The Ohio Supreme Court delivered a unanimous and historic ruling on July 26 that is being heralded as a major victory for property rights and a stinging blow to last year's infamous U.S. Supreme Court Kelo decision, which ruled that local governments can use eminent domain powers to condemn private property for commercial development. The most immediate beneficiaries of the Ohio ruling are Carl and Joy Gamble of Norwood, Ohio, who faced losing their home of 35 years. They and their neighbors in a tidy Norwood neighborhood were to be evicted by Norwood officials in favor of a developer who had plans to replace their homes with a condominium-office-shopping complex; the court decision rejected Norwood's "right" to do so.

"Our home is ours again!" exclaimed Joy Gamble, after learning of the ruling. "The Ohio Supreme Court finally made us Americans again" Carl Gamble added. "We haven't had the heart or the will to see our home of more than 35 years since the City and the developer forced us out and fenced it off, but I'm sure we'll be taking a ride back up there today. This is just terrific!"

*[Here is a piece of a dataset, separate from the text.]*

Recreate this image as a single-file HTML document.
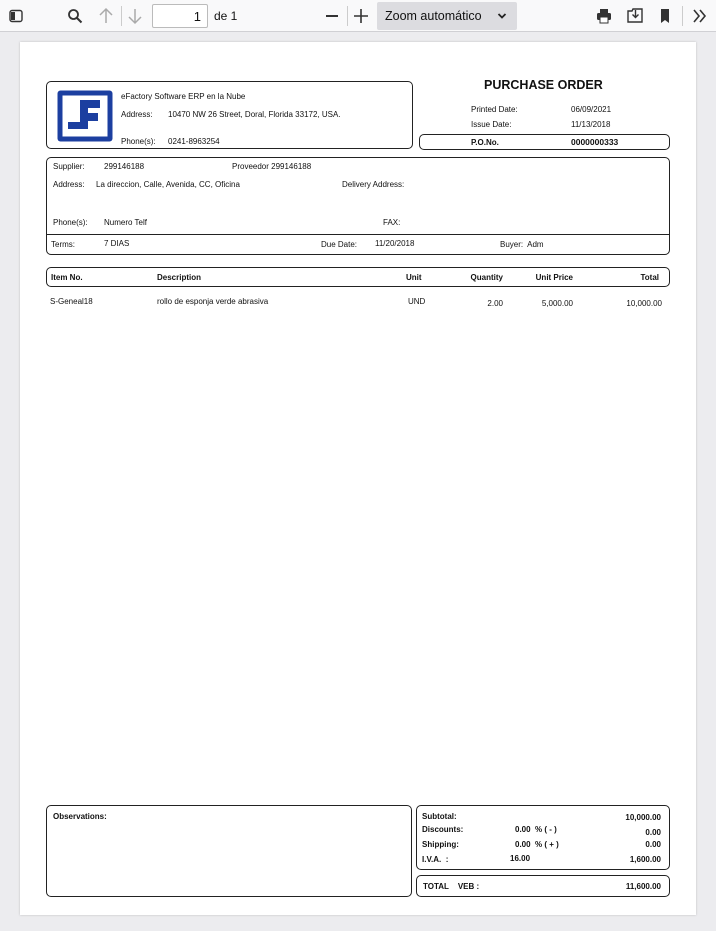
<!DOCTYPE html>
<html><head><meta charset="utf-8"><style>
*{margin:0;padding:0;box-sizing:border-box}
body{width:716px;height:931px;background:#ececef;font-family:"Liberation Sans",sans-serif;position:relative;overflow:hidden;color:#111}
.tb{position:absolute;left:0;top:0;width:716px;height:32px;background:#f9f9fa;border-bottom:1px solid #d0d0d4}
.pg{position:absolute;left:20px;top:42px;width:676px;height:873px;background:#fff;box-shadow:0 0 2px #bbb}
.a{position:absolute;white-space:nowrap;font-size:8px;line-height:9px}
.b{font-weight:bold}
.bx{position:absolute;border:1px solid #222;border-radius:5px}
.ic{position:absolute}
</style></head><body>
<div class="tb">
<svg class="ic" style="left:9px;top:9px" width="14" height="14"><rect x="1" y="1.5" width="12" height="11" rx="2" fill="none" stroke="#333" stroke-width="1.4"/><rect x="2" y="3" width="4" height="8" fill="#333"/></svg>
<svg class="ic" style="left:67px;top:8px" width="16" height="16"><circle cx="6.5" cy="6.5" r="4.5" fill="none" stroke="#333" stroke-width="1.8"/><path d="M10 10l4.5 4.5" stroke="#333" stroke-width="2"/></svg>
<svg class="ic" style="left:98px;top:7px" width="16" height="18"><path d="M8 16V2M2 8l6-6 6 6" fill="none" stroke="#aaa" stroke-width="1.5"/></svg>
<div class="ic" style="left:121px;top:6px;width:1px;height:20px;background:#ccc"></div>
<svg class="ic" style="left:127px;top:7px" width="16" height="18"><path d="M8 2v14M2 10l6 6 6-6" fill="none" stroke="#aaa" stroke-width="1.5"/></svg>
<div class="ic" style="left:152px;top:4px;width:56px;height:24px;background:#fff;border:1px solid #bbb;border-radius:2px;font-size:13px;text-align:right;padding:4px 6px 0 0">1</div>
<div class="ic" style="left:214px;top:9px;font-size:12px">de 1</div>
<div class="ic" style="left:326px;top:15px;width:12px;height:1.6px;background:#333"></div>
<div class="ic" style="left:347px;top:6px;width:1px;height:20px;background:#ccc"></div>
<svg class="ic" style="left:353px;top:8px" width="16" height="16"><path d="M8 1v14M1 8h14" stroke="#333" stroke-width="1.6"/></svg>
<div class="ic" style="left:377px;top:2px;width:140px;height:28px;background:#dcdce0;border-radius:2px;font-size:12.5px;padding:7px 0 0 8px">Zoom automático</div>
<svg class="ic" style="left:497px;top:12px" width="10" height="8"><path d="M1.5 2l3.5 3.5 3.5-3.5" fill="none" stroke="#222" stroke-width="1.8"/></svg>
<svg class="ic" style="left:596px;top:8px" width="16" height="16"><rect x="4" y="1" width="8" height="4" fill="#333"/><rect x="1" y="5" width="14" height="7" rx="1.5" fill="#333"/><rect x="4" y="9" width="8" height="6" fill="#fff" stroke="#333"/></svg>
<svg class="ic" style="left:627px;top:7px" width="17" height="17"><path d="M1 4h4l1 -2h9v13H1z" fill="none" stroke="#333" stroke-width="1.4"/><path d="M8.5 3v7M5.5 7.5l3 3 3-3" fill="none" stroke="#333" stroke-width="1.4"/></svg>
<svg class="ic" style="left:659px;top:8px" width="12" height="16"><path d="M2 1h8v14l-4-3-4 3z" fill="#333"/></svg>
<div class="ic" style="left:682px;top:6px;width:1px;height:20px;background:#ccc"></div>
<svg class="ic" style="left:692px;top:9px" width="16" height="14"><path d="M2 1l5 6-5 6M8 1l5 6-5 6" fill="none" stroke="#333" stroke-width="1.6"/></svg>
</div>

<div class="pg"></div>
<div class="bx" style="left:46px;top:81px;width:367px;height:68px"></div>
<svg class="ic" style="left:56px;top:89px" width="58" height="54"><rect x="1.5" y="1.5" width="55" height="51" rx="3" fill="#1c3fa0"/><rect x="6.5" y="6.5" width="45" height="41" fill="#fff"/><path d="M24 11h20v8H32v5h10v8H32v8H12v-7h12z" fill="#1c3fa0"/></svg>
<div class="a" style="left:121px;top:92px">eFactory Software ERP en la Nube</div>
<div class="a" style="left:121px;top:110px">Address:</div>
<div class="a" style="left:168px;top:110px">10470 NW 26 Street, Doral, Florida 33172, USA.</div>
<div class="a" style="left:121px;top:137px">Phone(s):</div>
<div class="a" style="left:168px;top:137px">0241-8963254</div>

<div class="a b" style="left:484px;top:78px;font-size:12.5px;line-height:15px">PURCHASE ORDER</div>
<div class="a" style="left:471px;top:105px">Printed Date:</div>
<div class="a" style="left:571px;top:105px">06/09/2021</div>
<div class="a" style="left:471px;top:120px">Issue Date:</div>
<div class="a" style="left:571px;top:120px">11/13/2018</div>
<div class="bx" style="left:419px;top:134px;width:251px;height:16px"></div>
<div class="a b" style="left:471px;top:138px">P.O.No.</div>
<div class="a b" style="left:571px;top:138px;font-size:8.5px">0000000333</div>

<div class="bx" style="left:46px;top:157px;width:624px;height:98px"></div>
<div class="ic" style="left:47px;top:234px;width:622px;height:1px;background:#222"></div>
<div class="a" style="left:53px;top:162px">Supplier:</div>
<div class="a" style="left:104px;top:162px">299146188</div>
<div class="a" style="left:232px;top:162px">Proveedor 299146188</div>
<div class="a" style="left:53px;top:180px">Address:</div>
<div class="a" style="left:96px;top:180px">La direccion, Calle, Avenida, CC, Oficina</div>
<div class="a" style="left:342px;top:180px">Delivery Address:</div>
<div class="a" style="left:53px;top:218px">Phone(s):</div>
<div class="a" style="left:104px;top:218px">Numero Telf</div>
<div class="a" style="left:383px;top:218px">FAX:</div>
<div class="a" style="left:51px;top:240px">Terms:</div>
<div class="a" style="left:104px;top:239px">7 DIAS</div>
<div class="a" style="left:321px;top:240px">Due Date:</div>
<div class="a" style="left:375px;top:239px">11/20/2018</div>
<div class="a" style="left:500px;top:240px">Buyer:&nbsp; Adm</div>

<div class="bx" style="left:46px;top:267px;width:624px;height:20px"></div>
<div class="a b" style="left:51px;top:273px">Item No.</div>
<div class="a b" style="left:157px;top:273px">Description</div>
<div class="a b" style="left:406px;top:273px">Unit</div>
<div class="a b" style="right:213px;top:273px">Quantity</div>
<div class="a b" style="right:143px;top:273px">Unit Price</div>
<div class="a b" style="right:57px;top:273px">Total</div>
<div class="a" style="left:50px;top:297px">S-Geneal18</div>
<div class="a" style="left:157px;top:297px">rollo de esponja verde abrasiva</div>
<div class="a" style="left:408px;top:297px">UND</div>
<div class="a" style="right:213px;top:299px">2.00</div>
<div class="a" style="right:143px;top:299px">5,000.00</div>
<div class="a" style="right:54px;top:299px">10,000.00</div>

<div class="bx" style="left:46px;top:805px;width:366px;height:92px"></div>
<div class="a b" style="left:53px;top:812px">Observations:</div>
<div class="bx" style="left:416px;top:805px;width:254px;height:65px"></div>
<div class="a b" style="left:422px;top:812px">Subtotal:</div>
<div class="a b" style="right:55px;top:813px">10,000.00</div>
<div class="a b" style="left:422px;top:825px">Discounts:</div>
<div class="a b" style="left:515px;top:825px">0.00&nbsp; % ( - )</div>
<div class="a b" style="right:55px;top:828px">0.00</div>
<div class="a b" style="left:422px;top:840px">Shipping:</div>
<div class="a b" style="left:515px;top:840px">0.00&nbsp; % ( + )</div>
<div class="a b" style="right:55px;top:840px">0.00</div>
<div class="a b" style="left:422px;top:855px">I.V.A.&nbsp; :</div>
<div class="a b" style="left:510px;top:854px">16.00</div>
<div class="a b" style="right:55px;top:855px">1,600.00</div>
<div class="bx" style="left:416px;top:875px;width:254px;height:22px"></div>
<div class="a b" style="left:423px;top:882px">TOTAL&nbsp;&nbsp;&nbsp; VEB :</div>
<div class="a b" style="right:55px;top:882px">11,600.00</div>
</body></html>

Dana Berliner, an attorney for the Institute for Justice that represented property owners in the case, said the Ohio court's decision will have a major impact in high courts and legislatures across the country. "This case is really part of a trend throughout the country of states responding to and rejecting the U.S. Supreme Court's Kelo decision last year," she said. "There are now 28 states that have taken legislative steps to protect owners more after that decision, and this case is the next movement in that trend, and I believe now not only legislatures but other courts are going to begin rejecting that terrible decision."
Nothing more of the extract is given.